--- START SOURCE MATERIAL ---
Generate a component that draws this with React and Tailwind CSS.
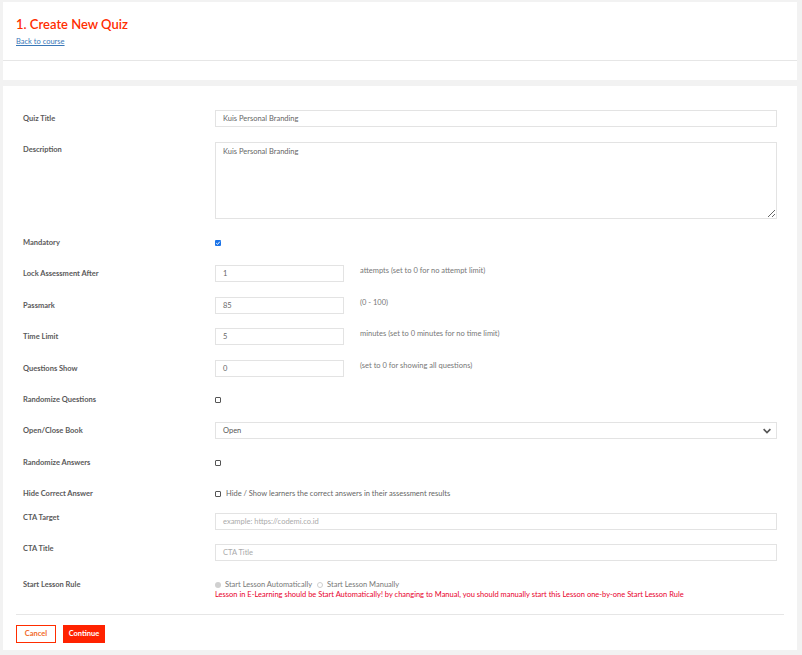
import React from "react";

const font = { fontFamily: "Lato, 'Open Sans', sans-serif" };

function Label({ children, className = "" }) {
  return (
    <div className={`w-[192px] shrink-0 text-[7.5px] font-bold text-[#5a5a5a] ${className}`}>
      {children}
    </div>
  );
}

function Box({ checked }) {
  if (checked) {
    return (
      <span className="inline-flex h-[6px] w-[6px] items-center justify-center rounded-[1px] bg-[#1a73e8]">
        <svg viewBox="0 0 10 10" className="h-[6px] w-[6px]">
          <path d="M2 5.2 L4.2 7.3 L8 2.8" fill="none" stroke="#fff" strokeWidth="1.6" />
        </svg>
      </span>
    );
  }
  return <span className="inline-block h-[6px] w-[6px] rounded-[1px] border border-[#555] bg-white" />;
}

function TextInput({ value, placeholder, small }) {
  return (
    <div
      className={`flex h-[17px] items-center border border-[#e3e3e3] bg-white px-[7px] text-[7.5px] ${
        small ? "w-[129px]" : "flex-1"
      } ${value ? "text-[#666]" : "text-[#aaa]"}`}
    >
      {value || placeholder}
    </div>
  );
}

function NumberRow({ label, value, hint, className }) {
  return (
    <div className={`flex items-center ${className}`}>
      <Label>{label}</Label>
      <TextInput value={value} small />
      <div className="ml-[16px] self-start text-[7.5px] text-[#777]">{hint}</div>
    </div>
  );
}

function CheckRow({ label, checked, className, children }) {
  return (
    <div className={`flex h-[17px] items-center ${className}`}>
      <Label>{label}</Label>
      <Box checked={checked} />
      {children}
    </div>
  );
}

export default function App() {
  return (
    <div className="min-h-[655px] bg-[#f2f2f2] pl-[3px] pr-[5px] pt-[2px]" style={font}>
      <div className="bg-white">
        <div className="px-[13px] pt-[13px] pb-[13px]">
          <div className="text-[13px] font-semibold leading-[18px] text-[#ff2d00]">1. Create New Quiz</div>
          <a href="#" className="mt-[4px] block text-[7.5px] leading-[10px] text-[#3a78b8] underline">
            Back to course
          </a>
        </div>
        <div className="border-t border-[#e6e6e6]" />
        <div className="h-[19px]" />
      </div>

      <div className="mt-[6px] bg-white px-[13px] pt-[24px] pb-[7px]">
        <div className="px-[7px]">
          <div className="flex items-center">
            <Label>Quiz Title</Label>
            <TextInput value="Kuis Personal Branding" />
          </div>

          <div className="mt-[15px] flex">
            <Label className="pt-[2px]">Description</Label>
            <textarea
              readOnly
              defaultValue="Kuis Personal Branding"
              className="h-[77px] flex-1 border border-[#e3e3e3] bg-white px-[7px] py-[3px] text-[7.5px] text-[#666] outline-none"
              style={font}
            />
          </div>

          <CheckRow label="Mandatory" checked className="mt-[15px]" />

          <NumberRow label="Lock Assessment After" value="1" hint="attempts (set to 0 for no attempt limit)" className="mt-[14px]" />
          <NumberRow label="Passmark" value="85" hint="(0 - 100)" className="mt-[15px]" />
          <NumberRow label="Time Limit" value="5" hint="minutes (set to 0 minutes for no time limit)" className="mt-[14px]" />
          <NumberRow label="Questions Show" value="0" hint="(set to 0 for showing all questions)" className="mt-[15px]" />

          <CheckRow label="Randomize Questions" className="mt-[14px]" />

          <div className="mt-[14px] flex items-center">
            <Label>Open/Close Book</Label>
            <div className="flex h-[17px] flex-1 items-center justify-between border border-[#e3e3e3] bg-white pl-[7px] pr-[4px] text-[7.5px] text-[#555]">
              <span>Open</span>
              <svg viewBox="0 0 12 8" className="h-[6px] w-[10px]">
                <path d="M1.5 1.5 L6 6 L10.5 1.5" fill="none" stroke="#555" strokeWidth="2.2" />
              </svg>
            </div>
          </div>

          <CheckRow label="Randomize Answers" className="mt-[15px]" />

          <CheckRow label="Hide Correct Answer" className="mt-[14px]">
            <span className="ml-[5px] text-[7.5px] text-[#666]">
              Hide / Show learners the correct answers in their assessment results
            </span>
          </CheckRow>

          <div className="mt-[11px] flex items-start">
            <Label className="leading-[10px]">CTA Target</Label>
            <TextInput placeholder="example: https://codemi.co.id" />
          </div>

          <div className="mt-[14px] flex items-start">
            <Label className="leading-[10px]">CTA Title</Label>
            <TextInput placeholder="CTA Title" />
          </div>

          <div className="mt-[19px] flex items-start">
            <Label className="leading-[10px]">Start Lesson Rule</Label>
            <div className="flex-1">
              <div className="flex h-[10px] items-center text-[7.5px] text-[#777]">
                <span className="inline-block h-[6px] w-[6px] rounded-full bg-[#d0d0d0]" />
                <span className="ml-[4px]">Start Lesson Automatically</span>
                <span className="ml-[5px] inline-block h-[6px] w-[6px] rounded-full border border-[#cfcfcf] bg-white" />
                <span className="ml-[4px]">Start Lesson Manually</span>
              </div>
              <div className="text-[7.5px] leading-[10px] text-[#e8002d]">
                Lesson in E-Learning should be Start Automatically! by changing to Manual, you should manually start this Lesson one-by-one Start Lesson Rule
              </div>
            </div>
          </div>
        </div>

        <div className="mt-[14px] border-t border-[#e6e6e6]" />

        <div className="mt-[10px] flex gap-[7px]">
          <button className="flex h-[18px] w-[40px] items-center justify-center border border-[#ff2d00] bg-white text-[7.5px] font-bold text-[#f26a2a]">
            Cancel
          </button>
          <button className="flex h-[18px] w-[42px] items-center justify-center bg-[#ff2200] text-[7.5px] font-bold text-white">
            Continue
          </button>
        </div>
      </div>
    </div>
  );
}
--- END SOURCE MATERIAL ---
(AIM):
Extract every line of the data exactly; pictures stay out.

(FULL OUTPUT):
Generate a component that draws this with React and Tailwind CSS.
import React from "react";

const font = { fontFamily: "Lato, 'Open Sans', sans-serif" };

function Label({ children, className = "" }) {
  return (
    <div className={`w-[192px] shrink-0 text-[7.5px] font-bold text-[#5a5a5a] ${className}`}>
      {children}
    </div>
  );
}

function Box({ checked }) {
  if (checked) {
    return (
      <span className="inline-flex h-[6px] w-[6px] items-center justify-center rounded-[1px] bg-[#1a73e8]">
        <svg viewBox="0 0 10 10" className="h-[6px] w-[6px]">
          <path d="M2 5.2 L4.2 7.3 L8 2.8" fill="none" stroke="#fff" strokeWidth="1.6" />
        </svg>
      </span>
    );
  }
  return <span className="inline-block h-[6px] w-[6px] rounded-[1px] border border-[#555] bg-white" />;
}

function TextInput({ value, placeholder, small }) {
  return (
    <div
      className={`flex h-[17px] items-center border border-[#e3e3e3] bg-white px-[7px] text-[7.5px] ${
        small ? "w-[129px]" : "flex-1"
      } ${value ? "text-[#666]" : "text-[#aaa]"}`}
    >
      {value || placeholder}
    </div>
  );
}

function NumberRow({ label, value, hint, className }) {
  return (
    <div className={`flex items-center ${className}`}>
      <Label>{label}</Label>
      <TextInput value={value} small />
      <div className="ml-[16px] self-start text-[7.5px] text-[#777]">{hint}</div>
    </div>
  );
}

function CheckRow({ label, checked, className, children }) {
  return (
    <div className={`flex h-[17px] items-center ${className}`}>
      <Label>{label}</Label>
      <Box checked={checked} />
      {children}
    </div>
  );
}

export default function App() {
  return (
    <div className="min-h-[655px] bg-[#f2f2f2] pl-[3px] pr-[5px] pt-[2px]" style={font}>
      <div className="bg-white">
        <div className="px-[13px] pt-[13px] pb-[13px]">
          <div className="text-[13px] font-semibold leading-[18px] text-[#ff2d00]">1. Create New Quiz</div>
          <a href="#" className="mt-[4px] block text-[7.5px] leading-[10px] text-[#3a78b8] underline">
            Back to course
          </a>
        </div>
        <div className="border-t border-[#e6e6e6]" />
        <div className="h-[19px]" />
      </div>

      <div className="mt-[6px] bg-white px-[13px] pt-[24px] pb-[7px]">
        <div className="px-[7px]">
          <div className="flex items-center">
            <Label>Quiz Title</Label>
            <TextInput value="Kuis Personal Branding" />
          </div>

          <div className="mt-[15px] flex">
            <Label className="pt-[2px]">Description</Label>
            <textarea
              readOnly
              defaultValue="Kuis Personal Branding"
              className="h-[77px] flex-1 border border-[#e3e3e3] bg-white px-[7px] py-[3px] text-[7.5px] text-[#666] outline-none"
              style={font}
            />
          </div>

          <CheckRow label="Mandatory" checked className="mt-[15px]" />

          <NumberRow label="Lock Assessment After" value="1" hint="attempts (set to 0 for no attempt limit)" className="mt-[14px]" />
          <NumberRow label="Passmark" value="85" hint="(0 - 100)" className="mt-[15px]" />
          <NumberRow label="Time Limit" value="5" hint="minutes (set to 0 minutes for no time limit)" className="mt-[14px]" />
          <NumberRow label="Questions Show" value="0" hint="(set to 0 for showing all questions)" className="mt-[15px]" />

          <CheckRow label="Randomize Questions" className="mt-[14px]" />

          <div className="mt-[14px] flex items-center">
            <Label>Open/Close Book</Label>
            <div className="flex h-[17px] flex-1 items-center justify-between border border-[#e3e3e3] bg-white pl-[7px] pr-[4px] text-[7.5px] text-[#555]">
              <span>Open</span>
              <svg viewBox="0 0 12 8" className="h-[6px] w-[10px]">
                <path d="M1.5 1.5 L6 6 L10.5 1.5" fill="none" stroke="#555" strokeWidth="2.2" />
              </svg>
            </div>
          </div>

          <CheckRow label="Randomize Answers" className="mt-[15px]" />

          <CheckRow label="Hide Correct Answer" className="mt-[14px]">
            <span className="ml-[5px] text-[7.5px] text-[#666]">
              Hide / Show learners the correct answers in their assessment results
            </span>
          </CheckRow>

          <div className="mt-[11px] flex items-start">
            <Label className="leading-[10px]">CTA Target</Label>
            <TextInput placeholder="example: https://codemi.co.id" />
          </div>

          <div className="mt-[14px] flex items-start">
            <Label className="leading-[10px]">CTA Title</Label>
            <TextInput placeholder="CTA Title" />
          </div>

          <div className="mt-[19px] flex items-start">
            <Label className="leading-[10px]">Start Lesson Rule</Label>
            <div className="flex-1">
              <div className="flex h-[10px] items-center text-[7.5px] text-[#777]">
                <span className="inline-block h-[6px] w-[6px] rounded-full bg-[#d0d0d0]" />
                <span className="ml-[4px]">Start Lesson Automatically</span>
                <span className="ml-[5px] inline-block h-[6px] w-[6px] rounded-full border border-[#cfcfcf] bg-white" />
                <span className="ml-[4px]">Start Lesson Manually</span>
              </div>
              <div className="text-[7.5px] leading-[10px] text-[#e8002d]">
                Lesson in E-Learning should be Start Automatically! by changing to Manual, you should manually start this Lesson one-by-one Start Lesson Rule
              </div>
            </div>
          </div>
        </div>

        <div className="mt-[14px] border-t border-[#e6e6e6]" />

        <div className="mt-[10px] flex gap-[7px]">
          <button className="flex h-[18px] w-[40px] items-center justify-center border border-[#ff2d00] bg-white text-[7.5px] font-bold text-[#f26a2a]">
            Cancel
          </button>
          <button className="flex h-[18px] w-[42px] items-center justify-center bg-[#ff2200] text-[7.5px] font-bold text-white">
            Continue
          </button>
        </div>
      </div>
    </div>
  );
}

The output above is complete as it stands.